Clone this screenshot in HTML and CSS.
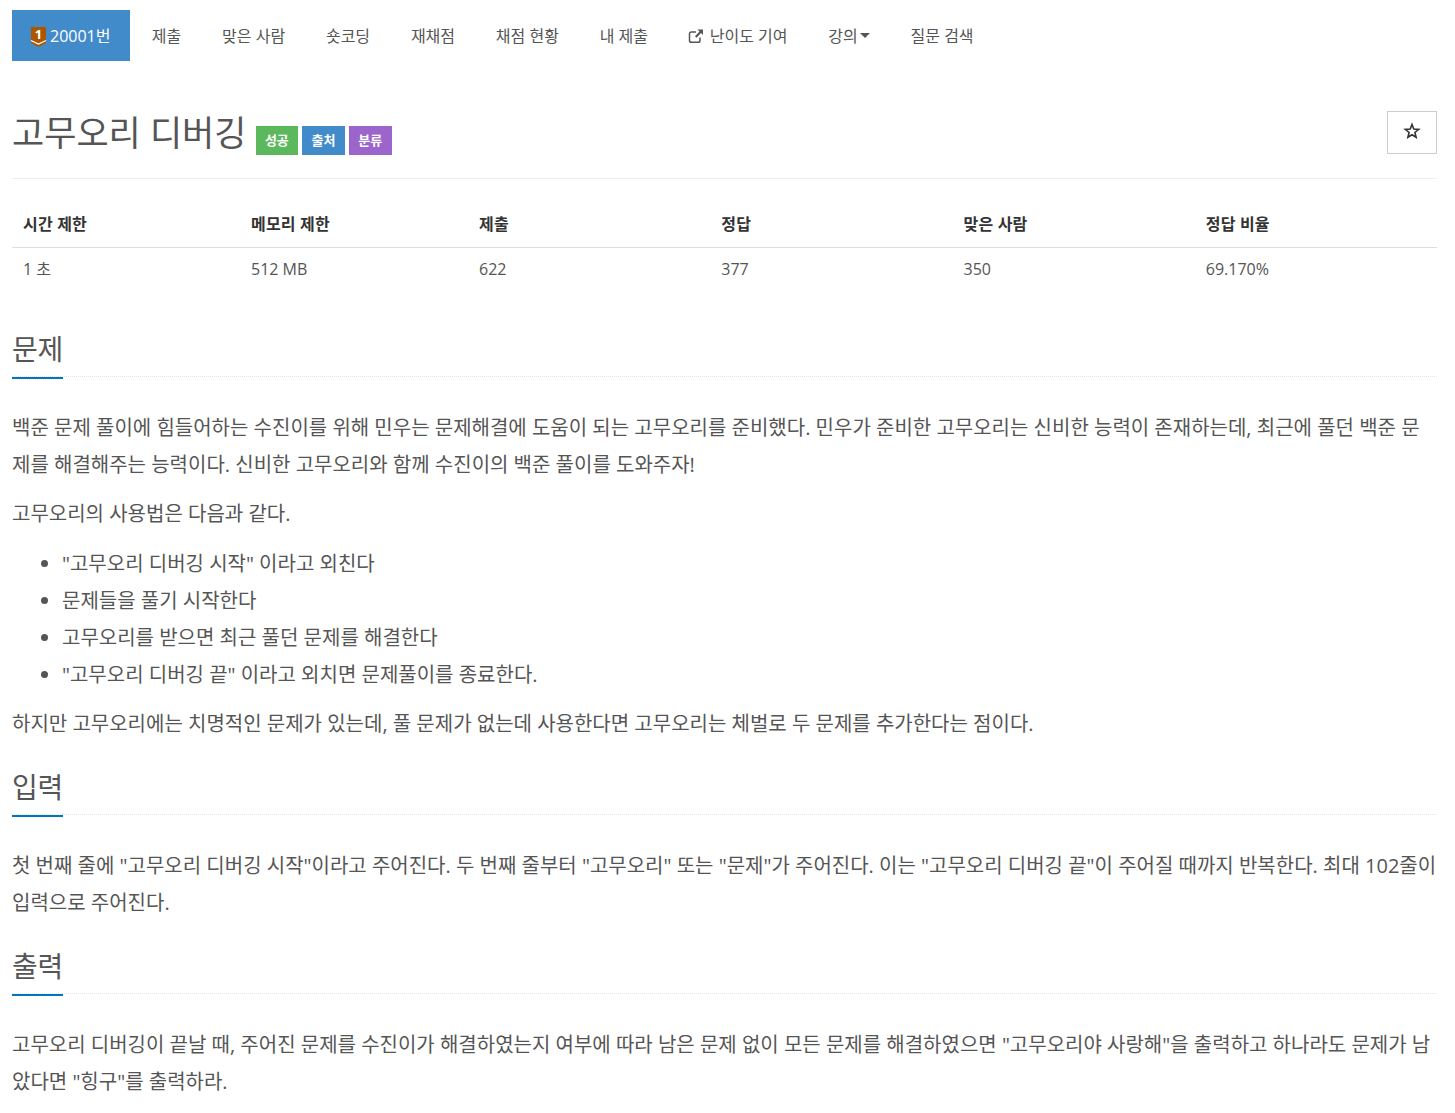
FILE: index.html
```html
<!DOCTYPE html>
<html lang="ko">
<head>
<meta charset="utf-8">
<title>고무오리 디버깅</title>
<link rel="stylesheet" href="styles.css">
</head>
<body>
<nav class="nav">
  <a class="nav-item active"><svg class="tier" viewBox="0 0 15 20" width="15" height="20"><path d="M0 0h15v16l-7.500 4L0 16z" fill="#ad5600"/><path d="M0 13.500l7.500 3.500 7.500-3.500" fill="none" stroke="#fff" stroke-width="1.200"/><text x="7.500" y="11.500" class="tier-num">1</text></svg>20001번</a>
  <a class="nav-item">제출</a>
  <a class="nav-item">맞은 사람</a>
  <a class="nav-item">숏코딩</a>
  <a class="nav-item">재채점</a>
  <a class="nav-item">채점 현황</a>
  <a class="nav-item">내 제출</a>
  <a class="nav-item"><svg class="ext" viewBox="0 0 16 16" width="16" height="16"><path d="M12 9.500v3a1.800 1.800 0 0 1-1.800 1.800H3.300a1.800 1.800 0 0 1-1.800-1.800V5.800A1.800 1.800 0 0 1 3.300 4H8" fill="none" stroke="#555" stroke-width="1.500"/><path d="M9.500 1.500H15V7l-2-2-4.500 4.700-1.500-1.500L11.500 3.500z" fill="#555"/></svg>난이도 기여</a>
  <a class="nav-item">강의<span class="caret"></span></a>
  <a class="nav-item">질문 검색</a>
</nav>

<header class="title-row">
  <h1 class="title">고무오리 디버깅</h1>
  <div class="labels">
    <span class="label green">성공</span>
    <span class="label blue">출처</span>
    <span class="label purple">분류</span>
  </div>
  <button class="star" aria-label="즐겨찾기"><svg viewBox="0 0 18 18" width="18" height="18"><path d="M9 2.500l1.800 4.600 4.900.3-3.800 3.100 1.200 4.800L9 12.700l-4.100 2.600 1.200-4.800-3.800-3.100 4.900-.3z" fill="none" stroke="#333" stroke-width="1.600" stroke-linejoin="miter"/></svg></button>
</header>

<table class="info">
  <thead>
    <tr><th>시간 제한</th><th>메모리 제한</th><th>제출</th><th>정답</th><th>맞은 사람</th><th>정답 비율</th></tr>
  </thead>
  <tbody>
    <tr><td>1 초</td><td>512 MB</td><td>622</td><td>377</td><td>350</td><td>69.170%</td></tr>
  </tbody>
</table>

<section class="sec first">
  <h2 class="sec-head"><span>문제</span></h2>
  <div class="sec-body">
    <p>백준 문제 풀이에 힘들어하는 수진이를 위해 민우는 문제해결에 도움이 되는 고무오리를 준비했다. 민우가 준비한 고무오리는 신비한 능력이 존재하는데, 최근에 풀던 백준 문제를 해결해주는 능력이다. 신비한 고무오리와 함께 수진이의 백준 풀이를 도와주자!</p>
    <p>고무오리의 사용법은 다음과 같다.</p>
    <ul>
      <li>"고무오리 디버깅 시작" 이라고 외친다</li>
      <li>문제들을 풀기 시작한다</li>
      <li>고무오리를 받으면 최근 풀던 문제를 해결한다</li>
      <li>"고무오리 디버깅 끝" 이라고 외치면 문제풀이를 종료한다.</li>
    </ul>
    <p>하지만 고무오리에는 치명적인 문제가 있는데, 풀 문제가 없는데 사용한다면 고무오리는 체벌로 두 문제를 추가한다는 점이다.</p>
  </div>
</section>

<section class="sec">
  <h2 class="sec-head"><span>입력</span></h2>
  <div class="sec-body">
    <p>첫 번째 줄에 "고무오리 디버깅 시작"이라고 주어진다. 두 번째 줄부터 "고무오리" 또는 "문제"가 주어진다. 이는 "고무오리 디버깅 끝"이 주어질 때까지 반복한다. 최대 102줄이 입력으로 주어진다.</p>
  </div>
</section>

<section class="sec">
  <h2 class="sec-head"><span>출력</span></h2>
  <div class="sec-body">
    <p>고무오리 디버깅이 끝날 때, 주어진 문제를 수진이가 해결하였는지 여부에 따라 남은 문제 없이 모든 문제를 해결하였으면 "고무오리야 사랑해"을 출력하고 하나라도 문제가 남았다면 "힝구"를 출력하라.</p>
  </div>
</section>
</body>
</html>
```

FILE: styles.css
```css
* { box-sizing: border-box; }
html, body { margin: 0; }
body {
  padding: 10px 18px 0 12px;
  font-family: "Open Sans", "Noto Sans CJK KR", sans-serif;
  font-size: 14px;
  line-height: 20px;
  color: #555;
  background: #fff;
  overflow: hidden;
  height: 1113px;
}
.nav { display: flex; height: 51px; }
.nav-item {
  display: flex;
  align-items: center;
  padding: 0 20.4px;
  font-size: 16px;
  color: #555;
  white-space: nowrap;
}
.nav-item.active { background: #428bca; color: #fff; margin-right: 1px; padding: 0 20px 0 19px; }
.tier { margin: 3px 4px 0 0; overflow: visible; }
.tier-num { font: 700 13px "Open Sans", sans-serif; fill: #fff; text-anchor: middle; }
.ext { margin: 0 6px 0 -1px; }
.caret {
  display: inline-block;
  margin-left: 2px;
  border-top: 5px solid #555;
  border-left: 5px solid transparent;
  border-right: 5px solid transparent;
}
.title-row {
  display: flex;
  align-items: flex-end;
  margin-top: 50px;
  height: 68px;
  padding-bottom: 23px;
  border-bottom: 1px solid #eee;
}
.title { margin: 0 0 2px; font-size: 35px; line-height: 40px; font-weight: 400; color: #555; }
.labels { display: flex; gap: 4px; margin-left: 9px; }
.label {
  display: block;
  height: 29px;
  padding: 0 9.4px;
  font-size: 13px;
  line-height: 29px;
  font-weight: 700;
  color: #fff;
}
.green { background: #5cb85c; }
.blue { background: #428bca; }
.purple { background: #9b65cb; }
.star {
  display: flex;
  align-items: center;
  justify-content: center;
  margin-left: auto;
  width: 50px;
  height: 43px;
  align-self: flex-start;
  border: 1px solid #ccc;
  background: #fff;
  padding: 0 0 4px;
}
.info { width: 100%; border-collapse: collapse; table-layout: fixed; margin-top: 20px; font-size: 16px; }
.info th:nth-child(-n+2) { width: 16%; }
.info th { width: 17%; text-align: left; font-weight: 700; color: #333; padding: 15px 11px 12px; height: 48px; line-height: 20px; letter-spacing: 0.2px; border-bottom: 1px solid #ddd; }
.info td { padding: 11px; line-height: 20px; height: 43px; }
.sec { margin-top: 32px; }
.sec.first { margin-top: 46px; }
.sec-head {
  margin: 0;
  height: 41px;
  font-size: 28px;
  line-height: 27px;
  letter-spacing: -0.25px;
  font-weight: 400;
  color: #555;
  border-bottom: 1px dotted #e5e5e5;
}
.sec-head span {
  display: inline-block;
  height: 43px;
  border-bottom: 2px solid #0076c0;
}
.sec-body { margin-top: 32px; font-size: 20px; line-height: 37px; }
.sec-body p { margin: 0 0 12px; }
.sec-body ul { margin: 13px 0 12px; padding-left: 50px; }
```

▶ **Task to carry out**
Repeat the material above word for word, please, apart from its images.

▶ **Solution to this problem**
Clone this screenshot in HTML and CSS.
FILE: index.html
```html
<!DOCTYPE html>
<html lang="ko">
<head>
<meta charset="utf-8">
<title>고무오리 디버깅</title>
<link rel="stylesheet" href="styles.css">
</head>
<body>
<nav class="nav">
  <a class="nav-item active"><svg class="tier" viewBox="0 0 15 20" width="15" height="20"><path d="M0 0h15v16l-7.500 4L0 16z" fill="#ad5600"/><path d="M0 13.500l7.500 3.500 7.500-3.500" fill="none" stroke="#fff" stroke-width="1.200"/><text x="7.500" y="11.500" class="tier-num">1</text></svg>20001번</a>
  <a class="nav-item">제출</a>
  <a class="nav-item">맞은 사람</a>
  <a class="nav-item">숏코딩</a>
  <a class="nav-item">재채점</a>
  <a class="nav-item">채점 현황</a>
  <a class="nav-item">내 제출</a>
  <a class="nav-item"><svg class="ext" viewBox="0 0 16 16" width="16" height="16"><path d="M12 9.500v3a1.800 1.800 0 0 1-1.800 1.800H3.300a1.800 1.800 0 0 1-1.800-1.800V5.800A1.800 1.800 0 0 1 3.300 4H8" fill="none" stroke="#555" stroke-width="1.500"/><path d="M9.500 1.500H15V7l-2-2-4.500 4.700-1.500-1.500L11.500 3.500z" fill="#555"/></svg>난이도 기여</a>
  <a class="nav-item">강의<span class="caret"></span></a>
  <a class="nav-item">질문 검색</a>
</nav>

<header class="title-row">
  <h1 class="title">고무오리 디버깅</h1>
  <div class="labels">
    <span class="label green">성공</span>
    <span class="label blue">출처</span>
    <span class="label purple">분류</span>
  </div>
  <button class="star" aria-label="즐겨찾기"><svg viewBox="0 0 18 18" width="18" height="18"><path d="M9 2.500l1.800 4.600 4.900.3-3.800 3.100 1.200 4.800L9 12.700l-4.100 2.600 1.200-4.800-3.800-3.100 4.900-.3z" fill="none" stroke="#333" stroke-width="1.600" stroke-linejoin="miter"/></svg></button>
</header>

<table class="info">
  <thead>
    <tr><th>시간 제한</th><th>메모리 제한</th><th>제출</th><th>정답</th><th>맞은 사람</th><th>정답 비율</th></tr>
  </thead>
  <tbody>
    <tr><td>1 초</td><td>512 MB</td><td>622</td><td>377</td><td>350</td><td>69.170%</td></tr>
  </tbody>
</table>

<section class="sec first">
  <h2 class="sec-head"><span>문제</span></h2>
  <div class="sec-body">
    <p>백준 문제 풀이에 힘들어하는 수진이를 위해 민우는 문제해결에 도움이 되는 고무오리를 준비했다. 민우가 준비한 고무오리는 신비한 능력이 존재하는데, 최근에 풀던 백준 문제를 해결해주는 능력이다. 신비한 고무오리와 함께 수진이의 백준 풀이를 도와주자!</p>
    <p>고무오리의 사용법은 다음과 같다.</p>
    <ul>
      <li>"고무오리 디버깅 시작" 이라고 외친다</li>
      <li>문제들을 풀기 시작한다</li>
      <li>고무오리를 받으면 최근 풀던 문제를 해결한다</li>
      <li>"고무오리 디버깅 끝" 이라고 외치면 문제풀이를 종료한다.</li>
    </ul>
    <p>하지만 고무오리에는 치명적인 문제가 있는데, 풀 문제가 없는데 사용한다면 고무오리는 체벌로 두 문제를 추가한다는 점이다.</p>
  </div>
</section>

<section class="sec">
  <h2 class="sec-head"><span>입력</span></h2>
  <div class="sec-body">
    <p>첫 번째 줄에 "고무오리 디버깅 시작"이라고 주어진다. 두 번째 줄부터 "고무오리" 또는 "문제"가 주어진다. 이는 "고무오리 디버깅 끝"이 주어질 때까지 반복한다. 최대 102줄이 입력으로 주어진다.</p>
  </div>
</section>

<section class="sec">
  <h2 class="sec-head"><span>출력</span></h2>
  <div class="sec-body">
    <p>고무오리 디버깅이 끝날 때, 주어진 문제를 수진이가 해결하였는지 여부에 따라 남은 문제 없이 모든 문제를 해결하였으면 "고무오리야 사랑해"을 출력하고 하나라도 문제가 남았다면 "힝구"를 출력하라.</p>
  </div>
</section>
</body>
</html>
```

FILE: styles.css
```css
* { box-sizing: border-box; }
html, body { margin: 0; }
body {
  padding: 10px 18px 0 12px;
  font-family: "Open Sans", "Noto Sans CJK KR", sans-serif;
  font-size: 14px;
  line-height: 20px;
  color: #555;
  background: #fff;
  overflow: hidden;
  height: 1113px;
}
.nav { display: flex; height: 51px; }
.nav-item {
  display: flex;
  align-items: center;
  padding: 0 20.4px;
  font-size: 16px;
  color: #555;
  white-space: nowrap;
}
.nav-item.active { background: #428bca; color: #fff; margin-right: 1px; padding: 0 20px 0 19px; }
.tier { margin: 3px 4px 0 0; overflow: visible; }
.tier-num { font: 700 13px "Open Sans", sans-serif; fill: #fff; text-anchor: middle; }
.ext { margin: 0 6px 0 -1px; }
.caret {
  display: inline-block;
  margin-left: 2px;
  border-top: 5px solid #555;
  border-left: 5px solid transparent;
  border-right: 5px solid transparent;
}
.title-row {
  display: flex;
  align-items: flex-end;
  margin-top: 50px;
  height: 68px;
  padding-bottom: 23px;
  border-bottom: 1px solid #eee;
}
.title { margin: 0 0 2px; font-size: 35px; line-height: 40px; font-weight: 400; color: #555; }
.labels { display: flex; gap: 4px; margin-left: 9px; }
.label {
  display: block;
  height: 29px;
  padding: 0 9.4px;
  font-size: 13px;
  line-height: 29px;
  font-weight: 700;
  color: #fff;
}
.green { background: #5cb85c; }
.blue { background: #428bca; }
.purple { background: #9b65cb; }
.star {
  display: flex;
  align-items: center;
  justify-content: center;
  margin-left: auto;
  width: 50px;
  height: 43px;
  align-self: flex-start;
  border: 1px solid #ccc;
  background: #fff;
  padding: 0 0 4px;
}
.info { width: 100%; border-collapse: collapse; table-layout: fixed; margin-top: 20px; font-size: 16px; }
.info th:nth-child(-n+2) { width: 16%; }
.info th { width: 17%; text-align: left; font-weight: 700; color: #333; padding: 15px 11px 12px; height: 48px; line-height: 20px; letter-spacing: 0.2px; border-bottom: 1px solid #ddd; }
.info td { padding: 11px; line-height: 20px; height: 43px; }
.sec { margin-top: 32px; }
.sec.first { margin-top: 46px; }
.sec-head {
  margin: 0;
  height: 41px;
  font-size: 28px;
  line-height: 27px;
  letter-spacing: -0.25px;
  font-weight: 400;
  color: #555;
  border-bottom: 1px dotted #e5e5e5;
}
.sec-head span {
  display: inline-block;
  height: 43px;
  border-bottom: 2px solid #0076c0;
}
.sec-body { margin-top: 32px; font-size: 20px; line-height: 37px; }
.sec-body p { margin: 0 0 12px; }
.sec-body ul { margin: 13px 0 12px; padding-left: 50px; }
```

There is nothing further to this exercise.